With regard to what had fallen from his noble and learned Friend
the Master of the Rolls, he believed that some laymen, capable
of performing the duties referred to by his noble and learned
Friend could always be found in that House. There was no doubt
that if such men, for instance, as the noble Marquess who had
spoken so ably upon this very Bill (the Marquess of Salisbury)
could have been induced to submit themselves to judicial training
for the purpose of aiding in the dischage of the judicial functions
of their Lordships' House their services would have been of great
advantage. But the course of events had not led them to submit
themselves to that trainingto that preparation, and study,
and discipline in the matter of law and attention to the proceedings
of our Courts of Justice, without which the exercise, on their
part, of judicial functions could not be satisfactory;in
addition to which their Lordships had engaged themselves by a
self-imposed obligation not to take that course. The public had
adopted the same view, and whether it was right or wrong, secession
from that position was no longer possible. He then came to the
question as to whether there were, or were not, some matters which
ought to be carried into their Lordships' House by way of final
appeal. What he desired to do in the Bill was to make the Court
of Appeal generally final. It had been urged that cases involving
property and interests of great magnitude ought to form an exception;
but the effect of such an arrangement would be to prevent for
the sake of these few and exceptional cases the services of the
legal element in the House of Lords from being made available
in the Court of Appeal. It would, however, be in no way inconsistent
with the Bill if their Lordships should, in Committee, introduce
a clause giving in such cases, when decided by a Court composed
of too small a number of Judges, the right of re-hearing before
a Court more numerously constituted. With regard to the question
raised by the noble Marquess (the Marquess of Salisbury) respecting
ecclesiastical appeals, he had felt by no means certain that,
if he had proposed that ecclesiastical appeals should be submitted
to civil Courts, the proposal might not only have been regarded
by the clergy as a new and dangerous intrusion of the secular
power into the proper province of the Church; and, if so, the
odium of the proposal would have been ascribed, and justly, to
the Government. If however, his noble Friend could persuade the
House and the right rev. Bench that such a course would be wise,
he should have no objection to it, and he believed he might say
the Government would, in that case, have no objection to it. It
was entirely a question to be considered in the interests of the
Church; and, for his own part, he had never been able to understand
how a Church whose laws were the laws of the land could expect
to have the power of administering these laws, without any control
or superintendence of a civil Court. It might therefore, possibly
be found acceptable both to the clergy and laity to have a Court
of Appeal before which ecclesiastical judgments might be reviewed.
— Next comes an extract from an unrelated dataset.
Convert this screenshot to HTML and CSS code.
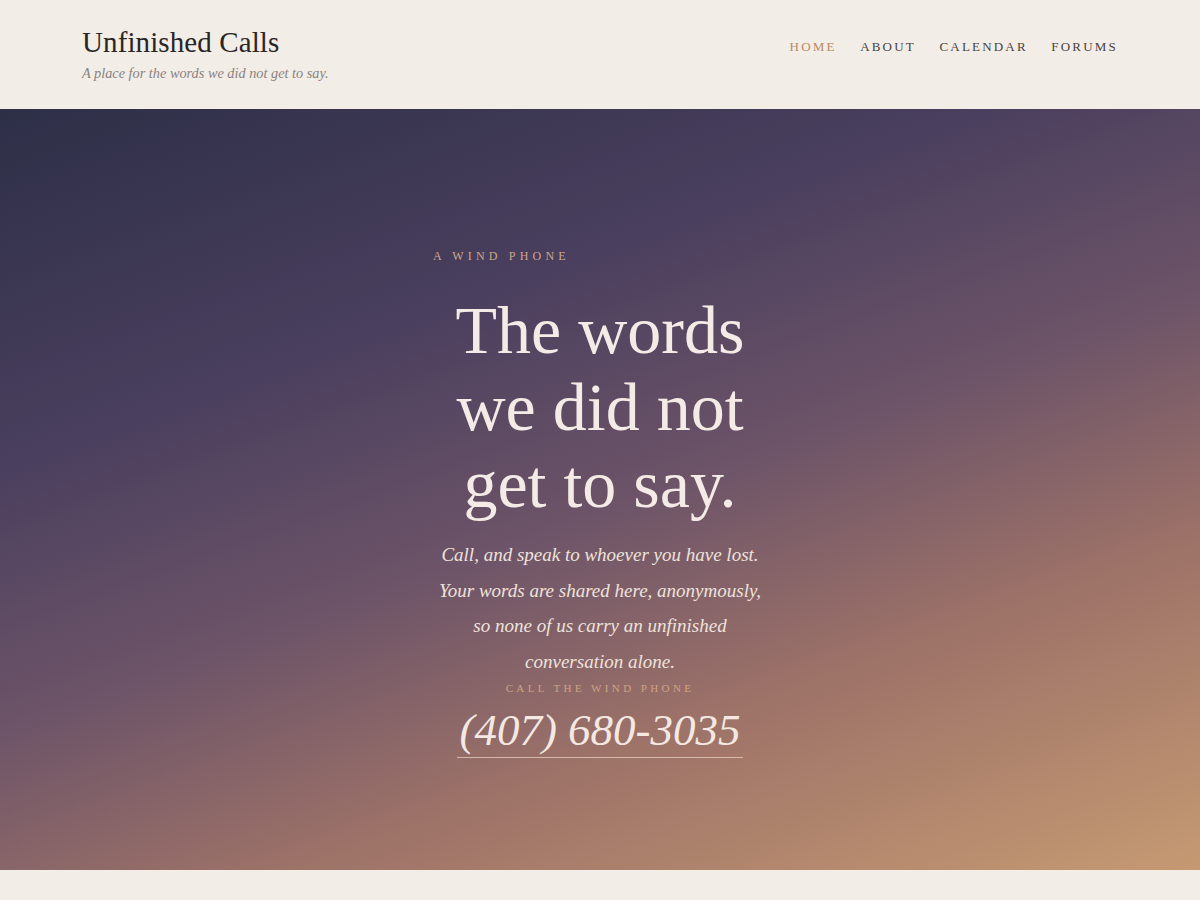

With regard, however, to Irish and Scotch appeals, there were
constitutional objections to transferring that portion of their
Lordships' jurisdiction to what might be represented as an English
Court, unless that transfer were made by the desire or with the
approval of the two countries. The Act of Union with Scotland
expressly provided that no appeals from that country should be
decided by an English Court. With that provision standing in the
Act of Union with Scotland it would have been a more dangerous
question that he should like to raise in this Bill if the Government
had proposed to transfer to the new Court of Appeal the power
of reviewing the decisions of the Scotch Courts without first
ascertaining that such a transfer would be approved by the people
of Scotland. A similar objection also applied to Ireland. It could
hardly be forgotten by their Lordships that in the last century
a sharp controversy between the English and Irish Bar arose out
of the authority assumed by the Court of Queen's Bench in England
to act as a Court of Appeal in Irish cases. That was ultimately
solved in favour of the authority of the Irish House of Lords,
and in the Act of Union it was provided that Irish appeals should
be brought to the House of Lords of the United Kingdom. If it
were now proposed to transfer Irish cases to the Court proposed
to be established the Government might inadvertently and unadvisedly
revive that controversy which was settled by the Act of Union,
and in the every-varying currents of opinion in Ireland, with
the demand for Home Rule, they might have brought a hornet's nest
about them if they had raised that question. If, however, Paliament
should now establish a Court such as may commend its judgments,
its constitution, its wisdom, and its authority to public opinion
both in Scotland and Ireland, and especially if the Court should
be established in such a manner as to admit of the introduction
of the best elements of the Scotch and Irish Judicatures, they
might, after ripe experience, look forward eventually to the further
development of that as well as of other parts of the measure.
At present it seemed better that their Lordships should begin
to do what they saw to be practicable, hoping that if the new
Court began well all further improvements would in the result
naturally follow, seeing that such improvements, once begun, had
a natural tendency to increase and develope themselves.